Deciding on expansion markets is more than just placing a dot on a map. Even though the failed expansion clubs of North Queensland Fury and Gold Coast United were mainly driven, in desperation, by the need to secure stadiums for the 2022 FIFA World Cup bid, there is normally a fair amount of variables that are taken into consideration before deciding where a new club should be based.

First of all, there needs to be a considerable population base to support a team. This is so there is enough people to convert into paid up fans and members, and also because of its desirability for television. Basically, both pay and free-to-air television want an increase in eyeballs with any new expansion club, but pay television also takes into consideration the potential to grow the subscriptions in that region. Another crucial element is that there is a football supporting population in the area and this can be crudely ascertained by registered playing data, as well as conducting surveys. Each club needs to be viable, and to achieve this it needs various sources of revenue, therefore the size of the corporate market is also taken into consideration.

It also explains the reason for why Gallop is pursuing with plans for a franchise to represent the regions of Sutherland, St George and Illawarra. Each region on their own is not deemed large enough in population to sustain a club. However, combined there is a total population of 900,000 people and playing population of more than 40,000, which makes this a more attractive proposition. The question is whether this super region representing quite a diverse area will work. The Tom Uglys Bridge seems to create a border between Sutherland shire and St George outer reaches. The south coast is another world again.

FFA believes they have a blueprint thanks to the lessons learned in launching Wanderers and they may have a case here. The misconception with western Sydney is that it is a diverse melting pot of people living in almost economic parity. This could not be further from the truth.
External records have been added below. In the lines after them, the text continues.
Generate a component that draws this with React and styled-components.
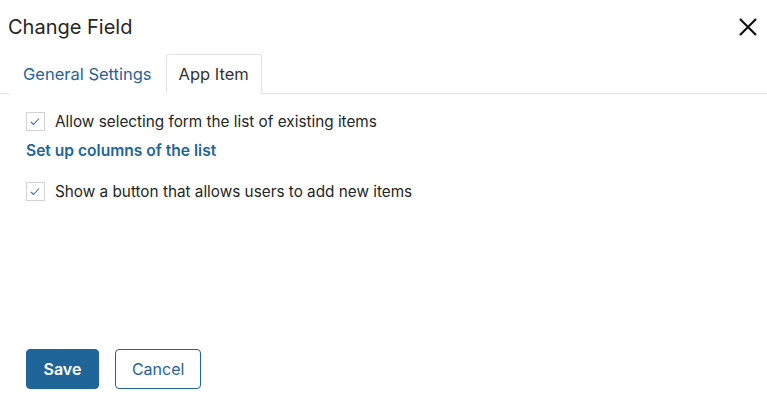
import React, { useState } from 'react';
import styled, { createGlobalStyle } from 'styled-components';

const GlobalStyle = createGlobalStyle`
  html, body {
    margin: 0;
    padding: 0;
    background: #fff;
    font-family: Inter, "Noto Sans", sans-serif;
    color: #262626;
  }
`;

const Dialog = styled.div`
  width: 767px;
  height: 405px;
  display: flex;
  flex-direction: column;
  box-sizing: border-box;
`;

const Header = styled.div`
  display: flex;
  align-items: center;
  justify-content: space-between;
  padding: 12px 8px 0 8px;
  height: 42px;
  box-sizing: border-box;
`;

const Title = styled.h2`
  margin: 0;
  font-size: 20px;
  font-weight: 400;
  color: #262626;
`;

const CloseButton = styled.button`
  border: none;
  background: none;
  padding: 0;
  width: 22px;
  height: 22px;
  display: flex;
  align-items: center;
  justify-content: center;
  cursor: pointer;
`;

const Tabs = styled.div`
  display: flex;
  align-items: flex-end;
  margin-top: 11px;
  padding-left: 9px;
  border-bottom: 1px solid #e3e3e3;
  height: 40px;
`;

const Tab = styled.button`
  height: 40px;
  padding: 0 ${p => (p.$active ? '12px' : '13px')};
  margin-bottom: -1px;
  font-family: inherit;
  font-size: 16.5px;
  background: #fff;
  cursor: pointer;
  border: 1px solid ${p => (p.$active ? '#e3e3e3' : 'transparent')};
  border-bottom-color: ${p => (p.$active ? '#fff' : 'transparent')};
  border-radius: 3px 3px 0 0;
  color: ${p => (p.$active ? '#333' : '#1f6598')};
`;

const Body = styled.div`
  flex: 1;
  padding: 17px 26px 0 26px;
  display: flex;
  flex-direction: column;
`;

const CheckRow = styled.label`
  display: flex;
  align-items: center;
  gap: 10px;
  font-size: 15.3px;
  color: #262626;
  height: 20px;
  cursor: pointer;
`;

const Box = styled.span`
  width: 19px;
  height: 19px;
  border: 1px solid #d3d3d3;
  box-sizing: border-box;
  display: flex;
  align-items: center;
  justify-content: center;
  background: #fff;
`;

const LinkText = styled.a`
  font-size: 15.6px;
  font-weight: 600;
  color: #1f6598;
  text-decoration: none;
  margin: 10px 0 20px 0;
  line-height: 20px;
  cursor: pointer;
`;

const Footer = styled.div`
  display: flex;
  gap: 16px;
  padding: 0 26px 16px 26px;
`;

const Button = styled.button`
  height: 40px;
  padding: 0 ${p => (p.$primary ? '16.5px' : '16px')};
  border-radius: 4px;
  font-family: inherit;
  font-size: 16px;
  font-weight: ${p => (p.$primary ? 600 : 400)};
  cursor: pointer;
  border: 1px solid #1f6598;
  background: ${p => (p.$primary ? '#1f6598' : '#fff')};
  color: ${p => (p.$primary ? '#fff' : '#1f6598')};
`;

const Check = () => (
  <svg width="17" height="17" viewBox="0 0 17 17">
    <path d="M4 9 L6.5 11.5 L12 5.5" fill="none" stroke="#3a6db5" strokeWidth="1.1" />
  </svg>
);

const Checkbox = ({ checked, onChange, children }) => (
  <CheckRow onClick={onChange}>
    <Box>{checked && <Check />}</Box>
    {children}
  </CheckRow>
);

export default function App() {
  const [tab, setTab] = useState('app');
  const [allowSelect, setAllowSelect] = useState(true);
  const [showButton, setShowButton] = useState(true);

  return (
    <Dialog>
      <GlobalStyle />
      <Header>
        <Title>Change Field</Title>
        <CloseButton aria-label="Close">
          <svg width="20" height="20" viewBox="0 0 20 20">
            <path d="M2 2 L18 18 M18 2 L2 18" stroke="#111" strokeWidth="2.2" />
          </svg>
        </CloseButton>
      </Header>
      <Tabs>
        <Tab $active={tab === 'general'} onClick={() => setTab('general')}>General Settings</Tab>
        <Tab $active={tab === 'app'} onClick={() => setTab('app')}>App Item</Tab>
      </Tabs>
      <Body>
        <Checkbox checked={allowSelect} onChange={() => setAllowSelect(!allowSelect)}>
          Allow selecting form the list of existing items
        </Checkbox>
        <LinkText>Set up columns of the list</LinkText>
        <Checkbox checked={showButton} onChange={() => setShowButton(!showButton)}>
          Show a button that allows users to add new items
        </Checkbox>
      </Body>
      <Footer>
        <Button $primary>Save</Button>
        <Button>Cancel</Button>
      </Footer>
    </Dialog>
  );
}
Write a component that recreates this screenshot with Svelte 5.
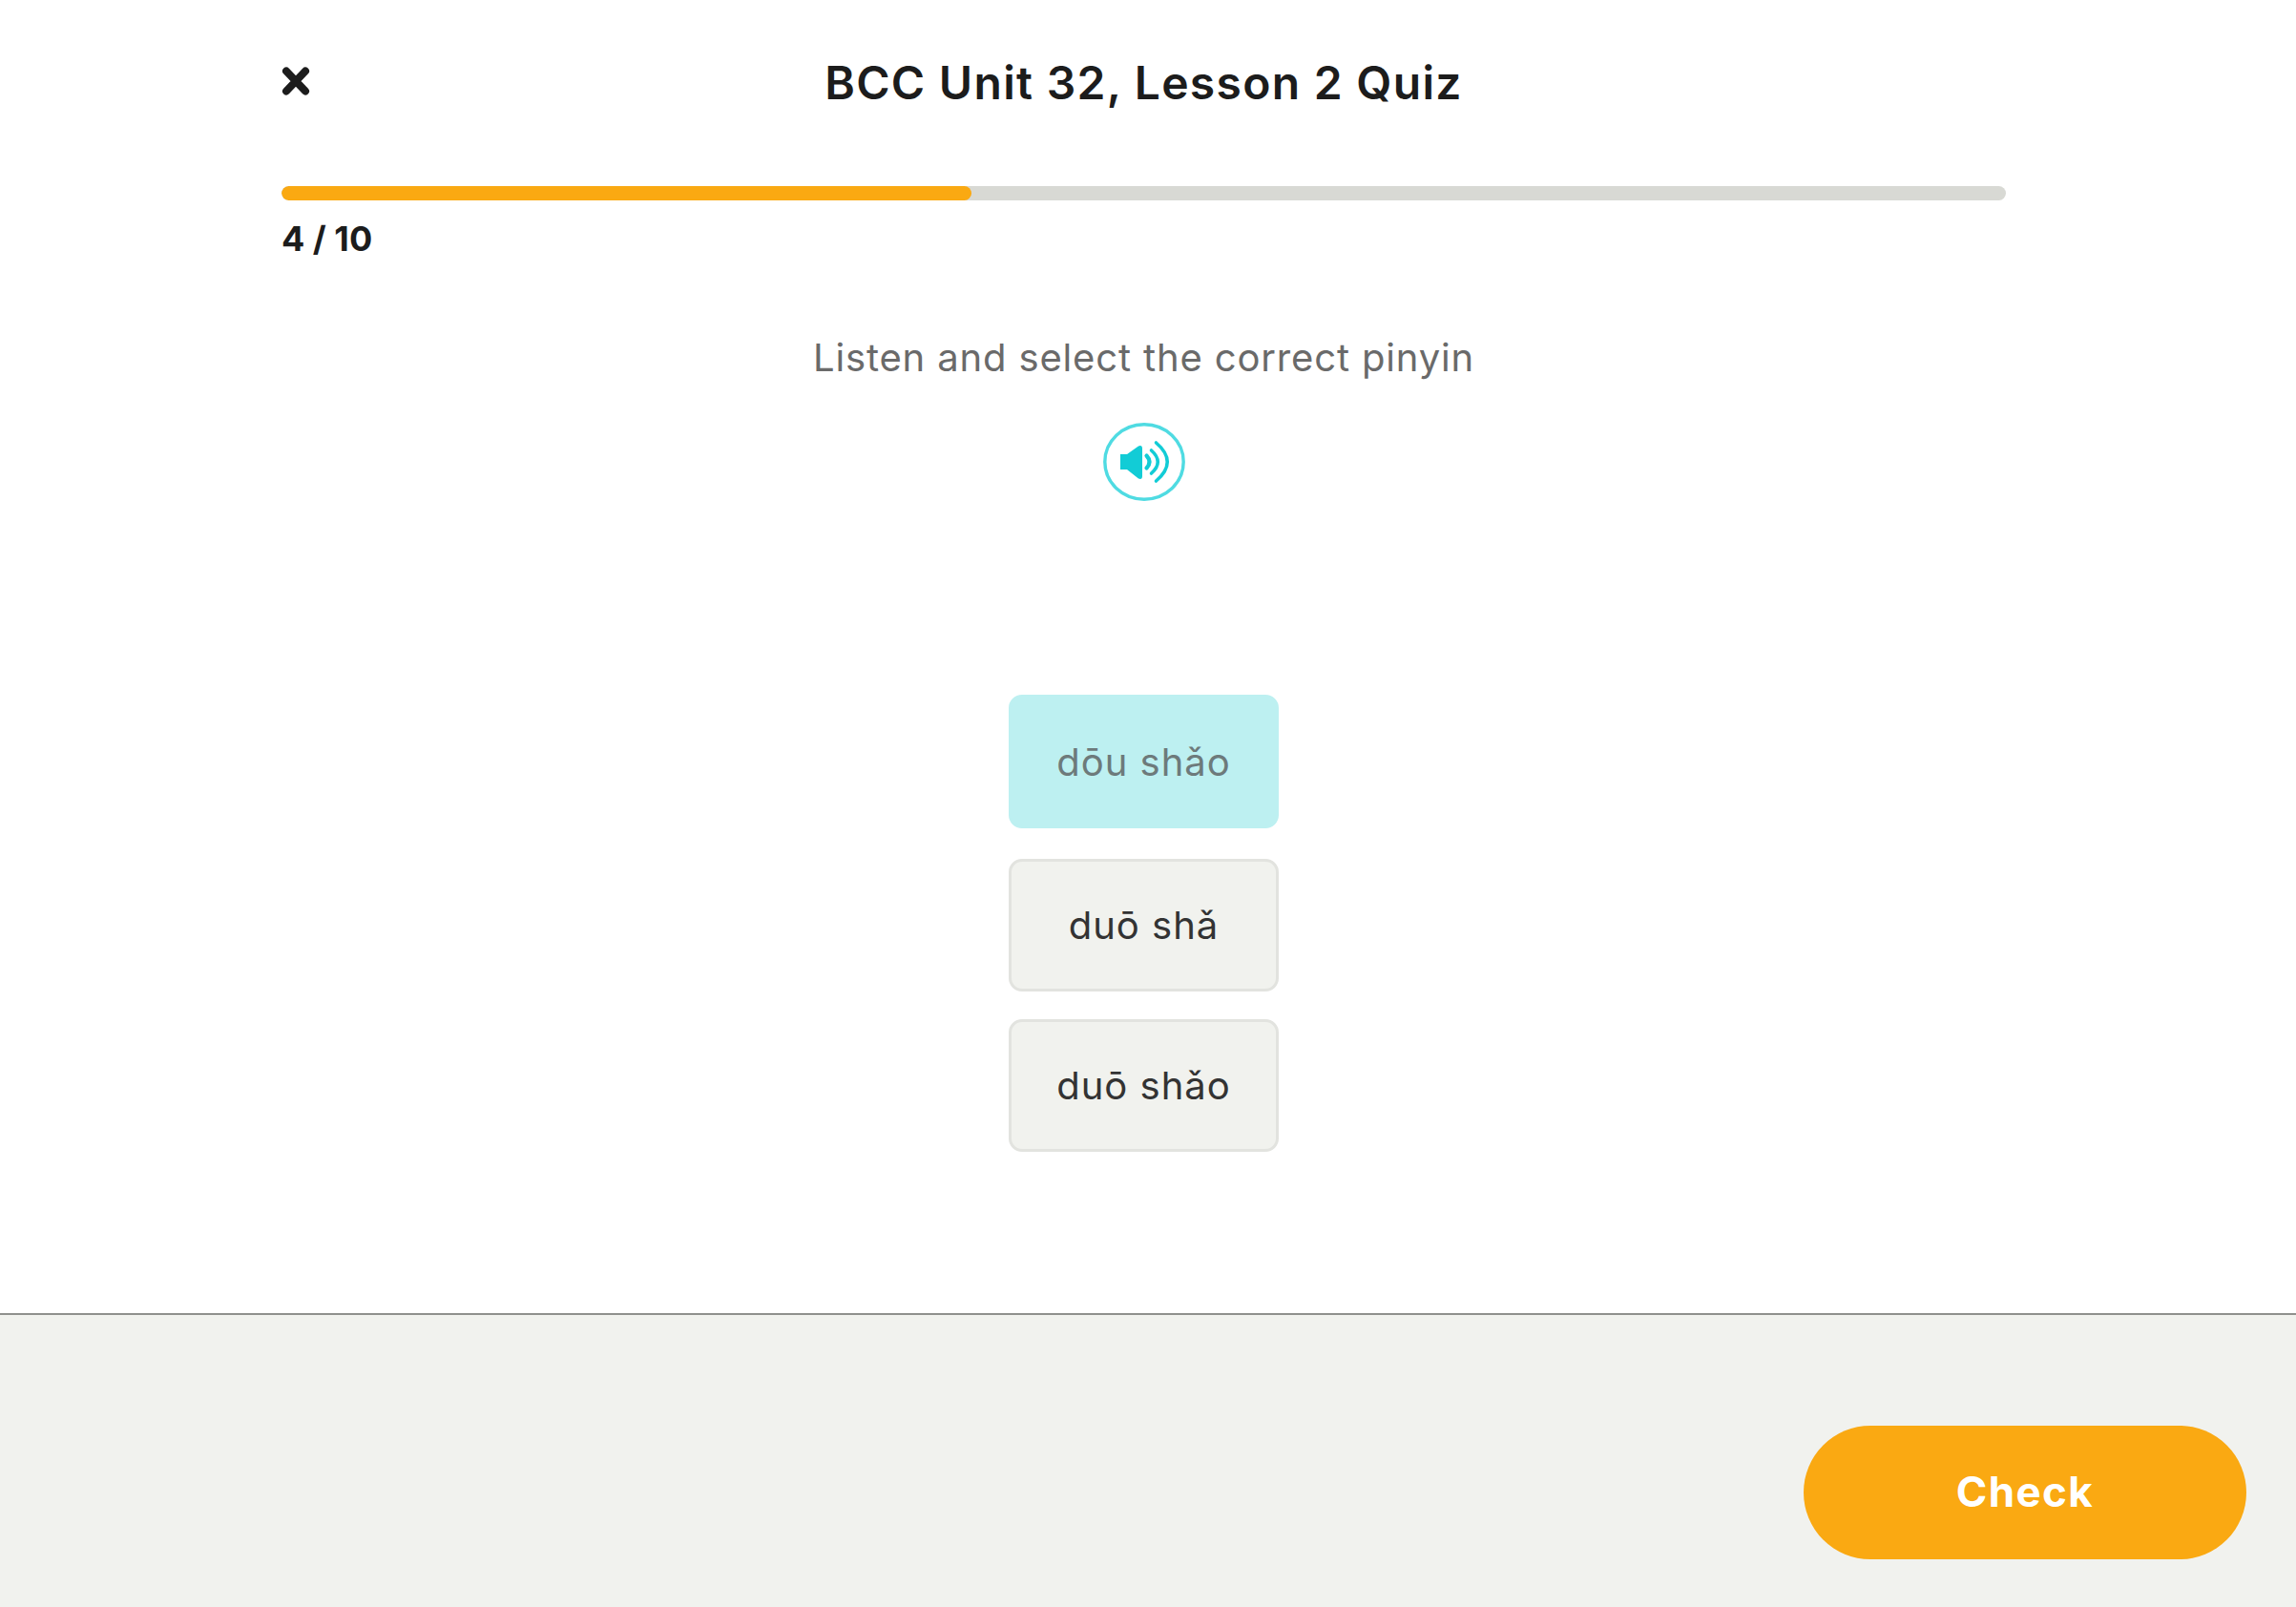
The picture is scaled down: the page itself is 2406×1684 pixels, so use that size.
<script>
  const options = [
    { label: 'dōu shǎo', selected: true },
    { label: 'duō shǎ', selected: false },
    { label: 'duō shǎo', selected: false }
  ];
</script>

<div class="page">
  <main class="quiz">
    <header class="top">
      <button class="close" aria-label="Close">
        <svg viewBox="0 0 30 32" width="30" height="32">
          <path d="M5 5.5 L25 26.5 M25 5.5 L5 26.5" stroke="#1c1c1c" stroke-width="8" stroke-linecap="round" fill="none" />
        </svg>
      </button>
      <h1>BCC Unit 32, Lesson 2 Quiz</h1>
    </header>

    <div class="track"><div class="fill" style="width: 40%"></div></div>
    <div class="count">4 / 10</div>

    <p class="prompt">Listen and select the correct pinyin</p>

    <button class="audio" aria-label="Play audio">
      <svg viewBox="0 0 86 82" width="86" height="82">
        <ellipse cx="43" cy="41" rx="41.2" ry="39.2" fill="none" stroke="#4fdbe2" stroke-width="3.4" />
        <path d="M18 33 H25 L37 24.5 Q41 23 41 27 V56 Q41 60 37 58.5 L25 49 H18 Z" fill="#12ccd6" />
        <g fill="none" stroke="#12ccd6" stroke-linecap="round">
          <path d="M45.5 34.5 Q51.5 41 45.5 47.5" stroke-width="4.2" />
          <path d="M50.5 29 Q64 41 50.5 53" stroke-width="3.6" />
          <path d="M55.5 21 Q79 41 55.5 61" stroke-width="3.6" />
        </g>
      </svg>
    </button>

    <div class="options">
      {#each options as option}
        <button class="option" class:selected={option.selected}>{option.label}</button>
      {/each}
    </div>
  </main>

  <footer class="bottom">
    <button class="check">Check</button>
  </footer>
</div>

<style>
  :global(body) {
    margin: 0;
    background: #ffffff;
  }
  .page {
    width: 2406px;
    height: 1684px;
    display: flex;
    flex-direction: column;
    font-family: "Inter", sans-serif;
    color: #1c1c1c;
  }
  button {
    font-family: inherit;
    cursor: pointer;
  }
  .quiz {
    box-sizing: border-box;
    height: 1376px;
    width: 1807px;
    margin-left: 295px;
    display: flex;
    flex-direction: column;
    align-items: center;
  }
  .top {
    position: relative;
    width: 100%;
    height: 195px;
    display: flex;
    justify-content: center;
    padding-top: 56px;
    box-sizing: border-box;
  }
  .close {
    position: absolute;
    left: 0;
    top: 69px;
    width: 30px;
    height: 32px;
    padding: 0;
    border: 0;
    background: none;
    display: flex;
  }
  h1 {
    margin: 0;
    font-size: 48px;
    line-height: 62px;
    font-weight: 600;
    letter-spacing: 1.3px;
    color: #1c1c1c;
  }
  .track {
    width: 100%;
    height: 15px;
    border-radius: 8px;
    background: #d8d9d4;
    overflow: hidden;
    flex: none;
  }
  .fill {
    height: 100%;
    background: #faa912;
    border-radius: 8px;
  }
  .count {
    align-self: flex-start;
    margin-top: 17px;
    font-size: 36px;
    line-height: 46px;
    font-weight: 700;
  }
  .prompt {
    margin: 77px 0 0;
    font-size: 40px;
    line-height: 50px;
    font-weight: 400;
    letter-spacing: 0.85px;
    color: #6a6a6a;
  }
  .audio {
    margin-top: 43px;
    width: 86px;
    height: 82px;
    padding: 0;
    border: 0;
    background: none;
    display: flex;
  }
  .options {
    margin-top: 203px;
    width: 283px;
    display: flex;
    flex-direction: column;
    gap: 29px;
  }
  .option {
    box-sizing: border-box;
    height: 139px;
    border: 3px solid #e2e3df;
    border-radius: 14px;
    background: #f1f2ee;
    font-size: 40px;
    letter-spacing: 1px;
    color: #333333;
    padding: 0;
  }
  .option.selected {
    height: 140px;
    margin-bottom: 3px;
    border-color: #bdf0f1;
    background: #bdf0f1;
    color: #6d7a7b;
  }
  .bottom {
    box-sizing: border-box;
    flex: 1;
    border-top: 2px solid #8f908d;
    background: #f1f2ee;
    display: flex;
    justify-content: flex-end;
    align-items: flex-start;
    padding: 116px 52px 0 0;
  }
  .check {
    width: 464px;
    height: 140px;
    border: 0;
    border-radius: 70px;
    background: #faa912;
    color: #ffffff;
    font-size: 44px;
    font-weight: 700;
    letter-spacing: 1.4px;
    padding: 0 0 3px;
  }
</style>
The more affluent Bible Belt of the Hills district is very different to sub-continental enclaves that live along the eastern region of the Great Western Highway. The people of Penrith are just as parochial of their area as people on the Central Coast and Newcastle. Cabramatta and Campbelltown might as well exist on two different continents. Western Sydney is a disparate collection of communities and FFA was very successful in ‘uniting the tribes’.

But even with great execution in the set up, there is a fair bit of praying that the crowds will turn up and stay for the long haul. The decision to proceed with any new entity is educated guesswork and instinct, even if it is supported by mass amounts of data and expert advice.

Gallop’s legacy will always be determined by the size of the next media rights deal he can negotiate. With media rights being the single largest source of revenue for FFA, Gallop’s efforts in trying to double the current $40 million a year deal will make a massive impact on the federation’s top line.

It’s difficult to gain consensus on the impact that expansion will have on the value of any media rights deal. Even amongst former and current FFA administrators, they have differing opinions on this. Some err on the side of caution, while others see that increasing the amount of content adds value. Some media experts have cast doubt on the impact of expansion within the Sydney market will have on the current negotiations, but they too have been wrong in predicting the outcome of the last deal. The only real expert here is hindsight.

Welnix can pivot on FFA’s point of leverage to secure a win-win outcome by positioning the club as being vital in helping Gallop with his expansion efforts. By removing a financially stable Phoenix, FFA will need to find three licences to get to its desired 12-team competition. There is not exactly a conga line of willing investors, with deep enough pockets, who are willing to bankroll an A-League club. This presents an opportunity for Welnix to be seen to be working with FFA to reach its objectives, rather than Australian football giving a leg up to its neighbours.